The 2022 report is significantly revised from the previous year's analysis, forecasting much more rapid growth in nearly every subsector of renewable energy. For renewables as a whole, the IEA expects global power capacity of renewables to grow by approximately 2,400 gigawatts (GW) by 2027, a 30 percent increase in expected capacity compared to 2021 forecasts. From 2022-2027, renewables are expected to account for 90 percent of the world’s power capacity expansion.


This rise in renewables, according to the IEA, is driven by two key factors: energy security concerns stemming from current geopolitical realities, namely the war in Ukraine, which has caused disruption in the global fossil fuel market, and national policies designed to accelerate renewables’ development and use. In fact, the IEA expects renewables to be the only source of electricity to grow through 2027, eclipsing both coal and natural gas in the energy mix in that time.


Solar photovoltaics (PV) and wind-generated power will outpace all other forms of renewable energy sources through 2027. Though renewables are poised to boom, the growth does not apply to all forms of renewable energy. The report notes that variable renewables, like solar and wind power, will account for 80 percent of the expected growth. Variable renewables are sources where energy generation is intermittent and thus unable to be “dispatched” to a traditional grid system. Dispatchable renewables, such as hydropower and geothermal power, have constant and controlled power that can be fed to the grid. Dispatchable systems are essential to the further deployment of variable renewables, filling generation gaps for variables and acting as a backup system.


Fallout from the war in Ukraine has drastically reshaped the European energy market, leaving many countries starved for natural gas and other fossil fuels after Russia cut exports in response to sanctions. Existing plans for renewable energy development and deployment, like the EU’s REPowerEU plan, are now being accelerated as a response to the energy insecurity. Europe is joined by other world powers, like the United States, China, and India, who all have similar national policies promoting renewables.
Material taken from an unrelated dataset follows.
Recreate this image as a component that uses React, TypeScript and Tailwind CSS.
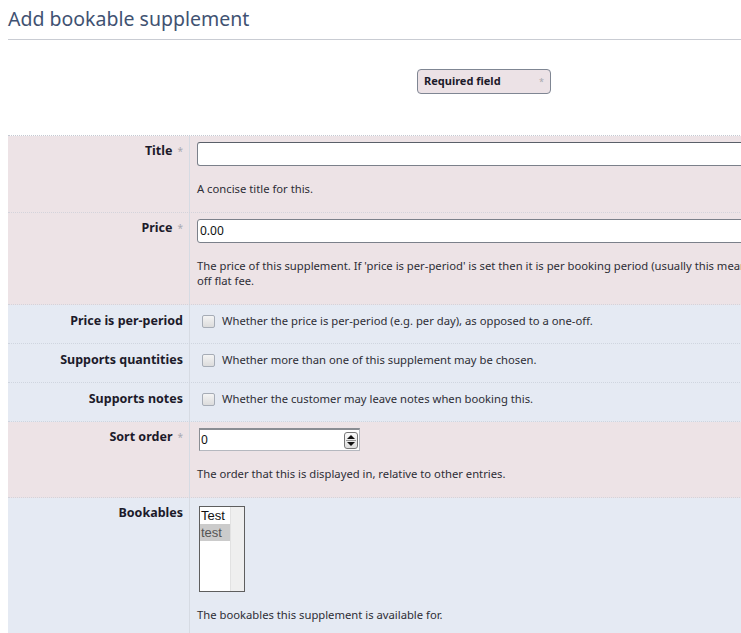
import React from "react";

const font = { fontFamily: '"Noto Sans", "Open Sans", sans-serif' };

function Label({ text, req }: { text: string; req?: boolean }) {
  return (
    <div className="w-[182px] shrink-0 border-r border-[#d6dbe3] pr-[6px] pt-[6px] text-right text-[12.5px] font-bold leading-[18px] text-[#1c1a2a]">
      {text}
      {req && <span className="ml-[5px] align-top text-[10px] font-normal text-[#a9a9b0]">*</span>}
    </div>
  );
}

function Help({ children }: { children: React.ReactNode }) {
  return <div className="text-[11.25px] leading-[15px] text-[#2e2e36] whitespace-nowrap">{children}</div>;
}

function CheckRow({ label, text }: { label: string; text: string }) {
  return (
    <div className="flex h-[39px] border-b border-dotted border-[#cfd5df] bg-[#e5eaf3]">
      <div className="flex w-[182px] shrink-0 items-center justify-end border-r border-[#d6dbe3] pr-[6px] pb-[6px] text-[12.5px] font-bold text-[#1c1a2a]">
        {label}
      </div>
      <div className="flex items-center pl-[12px] pb-[6px]">
        <span className="h-[13px] w-[13px] rounded-[2px] border border-[#a6acb6] bg-gradient-to-b from-[#f4f4f4] to-[#dcdcdc]" />
        <span className="ml-[7px] text-[11.25px] text-[#2e2e36] whitespace-nowrap">{text}</span>
      </div>
    </div>
  );
}

export default function App() {
  return (
    <div className="h-[633px] w-[741px] overflow-hidden bg-white" style={font}>
      <div className="pl-[8px]">
        <h1 className="pt-[5px] text-[19.5px] leading-[28px] text-[#3f5272]">Add bookable supplement</h1>
        <div className="mt-[6px] h-px w-[733px] bg-[#c9ccd3]" />
        <div className="flex pt-[29px] pl-[409px]">
          <div className="flex h-[25px] w-[134px] items-center justify-between rounded-[4px] border border-[#7f8693] bg-[#ece2e6] pl-[6px] pr-[6px]">
            <span className="text-[11px] font-bold text-[#1c1a2a]">Required field</span>
            <span className="text-[9px] text-[#a9a9b0]">*</span>
          </div>
        </div>

        <div className="mt-[41px] w-[800px] border-t border-dotted border-[#c5cad3]">
          {/* Title */}
          <div className="flex border-b border-dotted border-[#d3d3db] bg-[#ede3e6]">
            <Label text="Title" req />
            <div className="flex-1 pl-[7px] pt-[6px] pb-[16px]">
              <div className="h-[24px] w-[600px] rounded-[3px] border border-[#7b808a] border-t-[#5a5f69] bg-white" />
              <div className="mt-[15px]">
                <Help>A concise title for this.</Help>
              </div>
            </div>
          </div>
          {/* Price */}
          <div className="flex border-b border-dotted border-[#d3d3db] bg-[#ede3e6]">
            <Label text="Price" req />
            <div className="flex-1 pl-[7px] pt-[6px] pb-[16px]">
              <div className="flex h-[24px] w-[600px] items-center rounded-[3px] border border-[#7b808a] bg-white pl-[2px] text-[12px] text-[#111]">
                0.00
              </div>
              <div className="mt-[15px]">
                <Help>
                  The price of this supplement. If 'price is per-period' is set then it is per booking period (usually this means per day), otherwise it is a one-
                </Help>
                <Help>off flat fee.</Help>
              </div>
            </div>
          </div>
          <CheckRow label="Price is per-period" text="Whether the price is per-period (e.g. per day), as opposed to a one-off." />
          <CheckRow label="Supports quantities" text="Whether more than one of this supplement may be chosen." />
          <CheckRow label="Supports notes" text="Whether the customer may leave notes when booking this." />
          {/* Sort order */}
          <div className="flex border-b border-dotted border-[#d3d3db] bg-[#ede3e6]">
            <Label text="Sort order" req />
            <div className="flex-1 pl-[7px] pt-[6px] pb-[16px]">
              <div className="ml-[2px] flex h-[23px] w-[161px] items-center border border-[#b5b8bf] border-t-2 border-t-[#8a8d93] border-l-[#8a8d93] bg-white">
                <span className="flex-1 pl-[1px] text-[12px] text-[#111]">0</span>
                <div className="mr-[1px] flex h-[17px] w-[14px] flex-col items-center justify-center rounded-[3px] border border-[#777] bg-gradient-to-b from-[#fafafa] to-[#dedede]">
                  <svg width="8" height="4" viewBox="0 0 8 4"><path d="M0 4 L4 0 L8 4 Z" fill="#111" /></svg>
                  <div className="my-[1px] h-px w-[10px] bg-[#999]" />
                  <svg width="8" height="4" viewBox="0 0 8 4"><path d="M0 0 L8 0 L4 4 Z" fill="#111" /></svg>
                </div>
              </div>
              <div className="mt-[15px]">
                <Help>The order that this is displayed in, relative to other entries.</Help>
              </div>
            </div>
          </div>
          {/* Bookables */}
          <div className="flex bg-[#e5eaf3]">
            <Label text="Bookables" />
            <div className="flex-1 pl-[7px] pt-[8px] pb-[16px]">
              <div className="ml-[2px] flex h-[86px] w-[46px] border border-[#5e5e5e] bg-white" style={{ fontFamily: '"Liberation Sans", Arial, sans-serif' }}>
                <div className="w-[30px]">
                  <div className="h-[17px] pl-[1px] text-[13px] leading-[17px] text-[#111]">Test</div>
                  <div className="h-[17px] bg-[#cbcbcb] pl-[1px] text-[13px] leading-[17px] text-[#555]">test</div>
                </div>
                <div className="flex-1 border-l border-[#e2e2e2] bg-[#efefef]" />
              </div>
              <div className="mt-[15px]">
                <Help>The bookables this supplement is available for.</Help>
              </div>
            </div>
          </div>
        </div>
      </div>
    </div>
  );
}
In the United States, the Bipartisan Infrastructure Law and Inflation Reduction Act both contain massive funding packages for green energy development that will aid in renewables’ deployment. However, it is unlikely that the U.S. will be parting ways with the fossil fuel industry in some time, given the existing infrastructure, abundance of fossil fuels like natural gas, and the use of natural gas in green energy systems, such as blue hydrogen energy.